Member of Legislative Assembly, Uttar Pradesh
- In office 2007–12
- Preceded by: Anand Prakash Lodhi
- Succeeded by: Syed Qasim Hasan
- Constituency: Fatehpur

Personal details
- Born: 5 March 1935 ^{[citation needed]} Fatehpur (Uttar Pradesh)
- Party: Bharatiya Janata Party
- Children: Bablu Gupta, Gopal Gupta
- Parent(s): Mr. Shital Prasad (father) & Mrs. Rama Devi (mother).
- Relatives: Rama Agrahari
- Education: B.A.
- Alma mater: Kanpur University
- Occupation: Politician, Businessperson

= Radhe Shyam Gupta =

Indian politician

Radhe Shyam Gupta is an Indian politician from the Bharatiya Janata Party. He represented Fatehpur assembly constituency of Uttar Pradesh as Member of Legislative Assembly three times. In 1997, Shri Gupta served as Institutional Finance Minister of state Uttar Pradesh in Kalyan Singh's cabinet. He was assigned to Ministry of Law and Justice in Rajnath Singh's government in 2002. He became BJP Vice President of state Uttar Pradesh in 2013.

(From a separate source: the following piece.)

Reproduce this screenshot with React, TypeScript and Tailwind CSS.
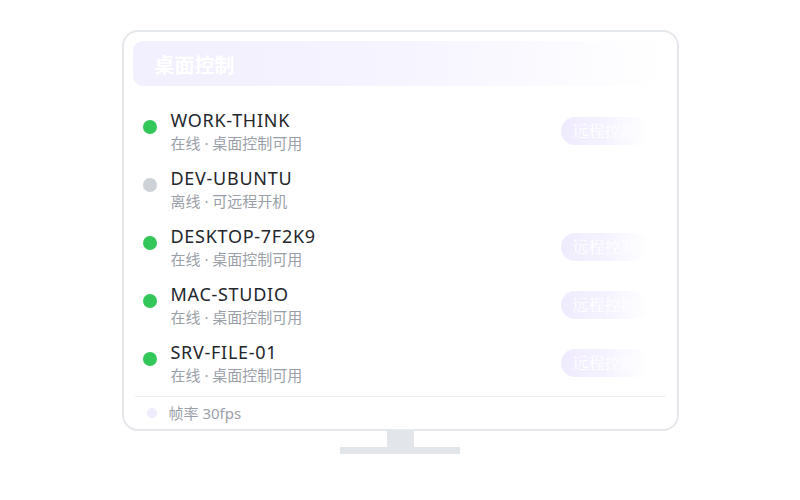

== Early life and education ==

Radhe Shyam was born in Fatehpur, India. He has pursued Bachelor's degree in Arts from Kanpur University in 1965. By profession, Gupta is a business person.

== Political career ==

From the Bhartiya Janata Party ticket, Radhe Shyam Gupta stood first time in Uttar Pradesh Legislative Assembly election of 1991. He was defeated by Janata Dal's candidate Sy. Qasim Hasan by margin of 29.18% votes.

Gupta successfully contested the 1993, 1996 and 2002 assembly elections and represented Fatehpur Vidhan Sabha constituency of Fatehpur district, Uttar Pradesh. In 1993, Radhe Shyam received 39.41% votes; defeating Bahujan Samaj Party's politician Suryapal Lodhi. He was again elected as Member of Legislative Assembly in 1996 assembly election. In 1996, he defeated BSP's Om Prakash Verma "Lodhi" by securing 35.47% votes. Radhe Shyam Gupta was in the cabinet of Kalyan Singh and served as institutional finance minister.